### REQUIRED TASK
Print exactly the lines from the first one down to the line containing "const columns = ['번호', '장비아이디', '장비명', '집중기", both ends included, with no pictures and nothing else.

** BEGIN DATA TO USE **

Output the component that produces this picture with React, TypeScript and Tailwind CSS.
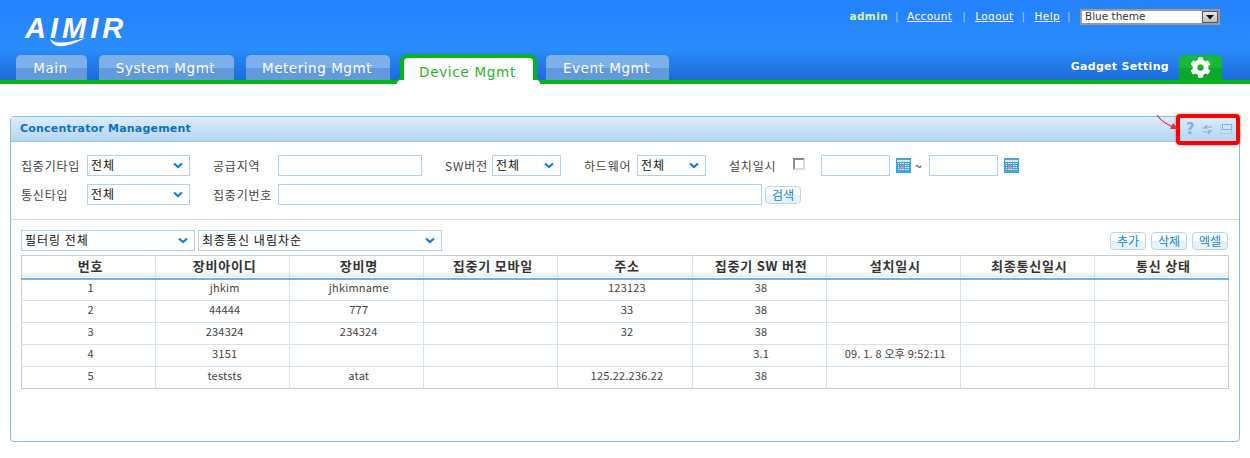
import { FaCog } from 'react-icons/fa';

const KO = "font-['Noto_Sans_CJK_KR','Liberation_Sans',sans-serif]";

const columns = ['번호', '장비아이디', '장비명', '집중기 모바일', '주소', '집중기 SW 버전', '설치일시', '최종통신일시', '통신 상태'];

const rows = [
  ['1', 'jhkim', 'jhkimname', '', '123123', '38', '', '', ''],
  ['2', '44444', '777', '', '33', '38', '', '', ''],
  ['3', '234324', '234324', '', '32', '38', '', '', ''],
  ['4', '3151', '', '', '', '3.1', '09. 1. 8 오후 9:52:11', '', ''],
  ['5', 'teststs', 'atat', '', '125.22.236.22', '38', '', '', ''],
];

function Chevron() {
  return (
    <svg width="10" height="7" viewBox="0 0 10 7" className="shrink-0">
      <path d="M1 1.5 L5 5 L9 1.5" fill="none" stroke="#0f7fd0" strokeWidth="2.2" />
    </svg>
  );
}

function Select({ label, className }: { label: string; className: string }) {
  return (
    <div className={`flex h-[21px] items-center justify-between border border-[#aed2ef] pl-[3px] pr-1.5 text-[12px] leading-none tracking-[1px] text-[#111] ${className}`}>
      <span className="-mt-0.5">{label}</span>
      <Chevron />
    </div>
  );
}

function Label({ text, className }: { text: string; className: string }) {
  return <span className={`text-[12px] leading-none tracking-[0.8px] text-[#444] ${className}`}>{text}</span>;
}

function CalendarIcon() {
  return (
    <svg width="15" height="15" viewBox="0 0 15 15" className="shrink-0">
      <rect width="15" height="15" fill="#3fa6dc" />
      <rect x="1" y="2" width="13" height="2" fill="#d5ecf8" />
      <path d="M2 5.5h11M2 7.5h11M2 9.5h11M2 11.5h11" stroke="#e6f5fc" strokeWidth="1" />
      <path d="M3.5 5v8M6 5v8M8.5 5v8M11 5v8" stroke="#3fa6dc" strokeWidth="1" />
      <rect x="4.5" y="7.5" width="3" height="3" fill="none" stroke="#f08080" strokeWidth="1" />
    </svg>
  );
}

function SmallButton({ text }: { text: string }) {
  return (
    <div className="flex h-[18px] w-[36px] items-center justify-center rounded-sm border border-[#b4d7f0] bg-[linear-gradient(#ffffff_50%,#e6f3fc_50%)] text-[12px] leading-none text-[#1283d4]">
      {text}
    </div>
  );
}

function Tab({ text, className }: { text: string; className: string }) {
  return (
    <div className={`flex h-[25px] items-center justify-center rounded-t-[5px] bg-[linear-gradient(#7bb0ea_50%,#6299dc_50%)] pt-0.5 pr-0.5 text-[13.5px] tracking-[0.55px] text-white ${className}`}>
      {text}
    </div>
  );
}

function ActiveTab({ text }: { text: string }) {
  return (
    <div className="relative z-10 mb-[-4px] ml-2.5 mr-[9px] flex h-[30px] w-[137px] items-center justify-center rounded-t-[8px] border-x-4 border-t-4 border-[#05b41e] bg-white pt-0.5 pr-0.5 text-[13.5px] tracking-[0.7px] text-[#1fb623]">
      {text}
      {/* S-curve where the tab outline meets the green line */}
      <span className="absolute bottom-0 left-[-7px] h-1 w-[7px] rounded-tl-[6px] bg-white" />
      <span className="absolute bottom-0 right-[-7px] h-1 w-[7px] rounded-tr-[6px] bg-white" />
      <span className="absolute bottom-1 left-[-8px] h-1 w-1 bg-[radial-gradient(circle_at_0_0,#1c6bd8_4px,#05b41e_4px)]" />
      <span className="absolute bottom-1 right-[-8px] h-1 w-1 bg-[radial-gradient(circle_at_100%_0,#1c6bd8_4px,#05b41e_4px)]" />
    </div>
  );
}

function PanelIcons() {
  return (
    <div className="flex items-center gap-[7px]">
      <span className="ml-px w-[10px] text-center font-['DejaVu_Sans',sans-serif] text-[15px] leading-none font-bold text-[#78b4e6]">?</span>
      <svg width="11" height="11" viewBox="0 0 11 11">
        <path d="M10 3H3M5 1L3 3L5 5M2 3V5" fill="none" stroke="#78b4e6" strokeWidth="1.2" />
        <path d="M1 8H8M6 6L8 8L6 10M9 6V8" fill="none" stroke="#78b4e6" strokeWidth="1.2" />
      </svg>
      <svg width="12" height="10" viewBox="0 0 12 10">
        <rect x="0.5" y="0.5" width="11" height="9" fill="none" stroke="#8fc0ea" strokeDasharray="1 1" />
        <rect x="2.5" y="0.5" width="9" height="5" fill="#cfe3f6" stroke="#7ab6e8" />
      </svg>
    </div>
  );
}

export default function App() {
  return (
    <div className={`h-[458px] w-[1250px] overflow-hidden bg-white ${KO}`}>
      {/* Header */}
      <header className="border-b-4 border-[#05b41e] bg-[linear-gradient(#2481ff,#2a8cfb_60%,#1c6bd8)]">
        <div className="flex h-[55px] justify-between pl-[25px] pr-[30px]">
          <div className="relative mt-[13px] h-[34px] w-[100px] text-white">
            <span className="font-['Liberation_Sans',sans-serif] text-[29px] leading-[30px] font-bold tracking-[4px] whitespace-nowrap italic">AIMIR</span>
            <svg width="40" height="12" viewBox="0 0 40 12" className="absolute left-[24px] top-[24px]">
              <path d="M1 1 C3 6 12 8 36 1 C16 12 3 12 1 1Z" fill="#ffffff" />
            </svg>
          </div>
          <div className="mt-[9px] flex h-4 items-center font-['DejaVu_Sans',sans-serif] text-[10.5px] tracking-[0.4px] text-white">
            <span className="font-bold text-[#d8f5a0]">admin</span>
            <span className="ml-[7px] text-[#a8d0ff]">|</span>
            <a className="ml-[8px] underline">Account</a>
            <span className="ml-[10px] text-[#a8d0ff]">|</span>
            <a className="ml-[9px] underline">Logout</a>
            <span className="ml-[8px] text-[#a8d0ff]">|</span>
            <a className="ml-[9px] underline">Help</a>
            <span className="ml-[7px] text-[#a8d0ff]">|</span>
            <div className="ml-[9px] flex h-4 w-[140px] items-center justify-between border-2 border-[#9a9a9a] bg-white pl-[3px] tracking-normal text-[#333]">
              Blue theme
              <span className="flex h-3 w-[16px] items-center justify-center border border-[#555] bg-[linear-gradient(#e8e8e8,#bdbdbd)]">
                <svg width="8" height="5" viewBox="0 0 8 5"><path d="M0 0h8L4 4.5z" fill="#111" /></svg>
              </span>
            </div>
          </div>
        </div>
        <nav className="flex h-[25px] items-end pl-4 pr-[28px] font-['DejaVu_Sans',sans-serif]">
          <Tab text="Main" className="w-[71px]" />
          <Tab text="System Mgmt" className="ml-3 w-[135px]" />
          <Tab text="Metering Mgmt" className="ml-3 w-[144px]" />
          <ActiveTab text="Device Mgmt" />
          <Tab text="Event Mgmt" className="w-[123px]" />
          <span className="ml-auto mb-[5px] text-[11px] font-bold tracking-[0.3px] text-white">Gadget Setting</span>
          <div className="ml-[10px] flex h-[25px] w-[43px] items-center justify-center rounded-t-[5px] bg-[linear-gradient(#17b838_50%,#0ca82c_50%)]">
            <FaCog className="text-[21px] text-white" />
          </div>
        </nav>
      </header>

      {/* Panel */}
      <section className="relative mx-2.5 mt-8 h-[326px] rounded-[4px] border border-[#7fc0e8]">
        <div className="flex h-[25px] items-center justify-between border-b border-[#9dc4ec] bg-[linear-gradient(#dcecfc,#b5d5f0)] pl-[9px] pr-[7px]">
          <span className="font-['DejaVu_Sans',sans-serif] text-[11px] font-bold tracking-[0.2px] text-[#0f70c2]">Concentrator Management</span>
          <PanelIcons />
        </div>

        {/* Search form */}
        <div className="h-[78px] border-b border-[#c8e0f4] pl-2.5 pt-[13px]">
          <div className="flex h-[21px] items-center">
            <Label text="집중기타입" className="w-[66px]" />
            <Select label="전체" className="w-[103px]" />
            <Label text="공급지역" className="ml-[23px] w-[65px]" />
            <div className="h-[21px] w-[144px] border border-[#aed2ef]" />
            <Label text="SW버전" className="ml-[23px] w-[47px]" />
            <Select label="전체" className="w-[69px]" />
            <Label text="하드웨어" className="ml-[23px] w-[53px]" />
            <Select label="전체" className="w-[69px]" />
            <Label text="설치일시" className="ml-[23px] w-[64px]" />
            <span className="mb-1 h-3 w-3 border-2 border-[#888] border-b-[#ddd] border-r-[#ddd]" />
            <div className="ml-4 h-[21px] w-[69px] border border-[#aed2ef]" />
            <div className="ml-1.5"><CalendarIcon /></div>
            <span className="ml-1 w-[14px] text-[12px] text-[#111]">~</span>
            <div className="h-[21px] w-[69px] border border-[#aed2ef]" />
            <div className="ml-1.5"><CalendarIcon /></div>
          </div>
          <div className="mt-2 flex h-[21px] items-center">
            <Label text="통신타입" className="w-[66px]" />
            <Select label="전체" className="w-[103px]" />
            <Label text="집중기번호" className="ml-[23px] w-[65px]" />
            <div className="h-[21px] w-[484px] border border-[#aed2ef]" />
            <div className="ml-[3px]"><SmallButton text="검색" /></div>
          </div>
        </div>

        {/* List */}
        <div className="px-2.5 pt-2.5">
          <div className="flex h-[21px] items-center">
            <Select label="필터링 전체" className="w-[174px]" />
            <Select label="최종통신 내림차순" className="ml-[3px] w-[244px]" />
            <div className="ml-auto mr-[1px] flex gap-[5px]">
              <SmallButton text="추가" />
              <SmallButton text="삭제" />
              <SmallButton text="엑셀" />
            </div>
          </div>
          <table className="mt-1 w-[1208px] table-fixed border-collapse border border-[#cccccc] text-center text-[11px] tracking-[0.2px] text-[#444]">
            <thead>
              <tr className="h-[23px] border-b-2 border-[#6db3e8] bg-[linear-gradient(#ffffff_70%,#dfeefa)]">
                {columns.map((c) => (
                  <th key={c} className="border-r border-[#cfe4f5] pb-[3px] pl-1 text-[13px] leading-none font-bold tracking-[0.8px] text-[#333] last:border-r-0">
                    {c}
                  </th>
                ))}
              </tr>
            </thead>
            <tbody>
              {rows.map((row) => (
                <tr key={row[0]} className="h-[22px] border-b border-[#cfe4f5] last:border-b-0">
                  {row.map((cell, i) => (
                    <td key={i} className="border-r border-[#cfe4f5] p-0 pb-[4px] pl-1 leading-none last:border-r-0">
                      {cell}
                    </td>
                  ))}
                </tr>
              ))}
            </tbody>
          </table>
        </div>

        {/* Red annotation over the panel icons */}
        <div className="absolute right-[-1px] top-[-3px] h-[31px] w-[64px] rounded-[4px] border-4 border-[#ff0000] shadow-[0_0_3px_#888]" />
        <svg width="24" height="20" viewBox="0 0 24 20" className="absolute right-[60px] top-[-3px]">
          <path d="M2 1 C6 7 12 11 21 14" fill="none" stroke="#e8303a" strokeWidth="1.2" />
          <path d="M23 15 L15 15 L18 9Z" fill="#e8303a" />
        </svg>
      </section>
    </div>
  );
}
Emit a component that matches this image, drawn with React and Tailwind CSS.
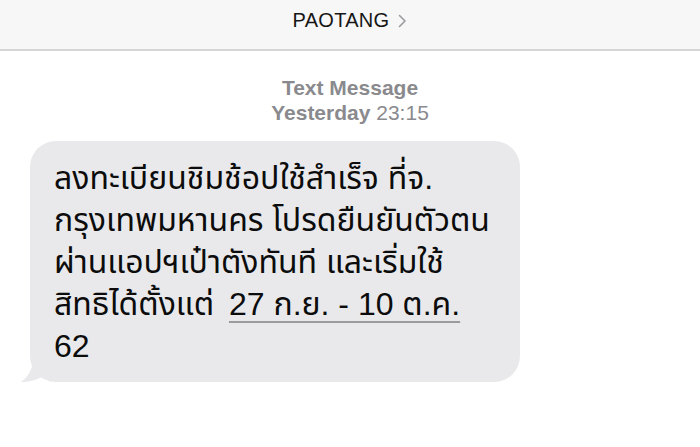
export default function App() {
  return (
    <div className="h-[447px] w-[700px] overflow-hidden bg-white font-['Liberation_Sans','Noto_Sans_Thai','Noto_Sans',sans-serif]">
      <header className="flex h-[51px] items-start justify-center border-b-2 border-[#d6d6d6] bg-[#f7f7f7] pt-[7px]">
        <span className="text-[20px] leading-[26px] text-[#161616] tracking-[0.3px]">PAOTANG</span>
        <svg className="ml-[9px] mt-[7px]" width="9" height="14" viewBox="0 0 9 14" fill="none">
          <path d="M1.5 1.5 L7 7 L1.5 12.5" stroke="#9a9a9f" strokeWidth="1.6" strokeLinecap="round" strokeLinejoin="round" />
        </svg>
      </header>

      <div className="mt-[24px] flex flex-col items-center text-[21px] leading-[25px] text-[#8a8a8e]">
        <span className="font-semibold">Text Message</span>
        <span>
          <span className="font-semibold">Yesterday</span> 23:15
        </span>
      </div>

      <div className="relative ml-[30px] mt-[16px] w-[490px]">
        <div className="rounded-[26px] bg-[#e9e9eb] px-[24px] pb-[15px] pt-[16px] text-[32px] leading-[42px] text-[#0c0c0c]">
          ลงทะเบียนชิมช้อปใช้สำเร็จ ที่จ.
          <br />
          กรุงเทพมหานคร โปรดยืนยันตัวตน
          <br />
          ผ่านแอปฯเป๋าตังทันที และเริ่มใช้
          <br />
          สิทธิได้ตั้งแต่{" "}
          <span className="ml-[6px] underline decoration-[#9a9a9f] decoration-2 underline-offset-[6px]">27 ก.ย. - 10 ต.ค.</span>
          <br />
          62
        </div>
        <svg className="absolute bottom-0 left-[-9px]" width="30" height="24" viewBox="0 0 30 24">
          <path d="M30 0 L12 0 C12 10 8 18 0 24 C8 24 16 22 22 18 C25 21 28 23 30 24 Z" fill="#e9e9eb" />
        </svg>
      </div>
    </div>
  );
}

** END DATA TO USE **

### OUTPUT FOR THIS EXERCISE
Output the component that produces this picture with React, TypeScript and Tailwind CSS.
import { FaCog } from 'react-icons/fa';

const KO = "font-['Noto_Sans_CJK_KR','Liberation_Sans',sans-serif]";

const columns = ['번호', '장비아이디', '장비명', '집중기 모바일', '주소', '집중기 SW 버전', '설치일시', '최종통신일시', '통신 상태'];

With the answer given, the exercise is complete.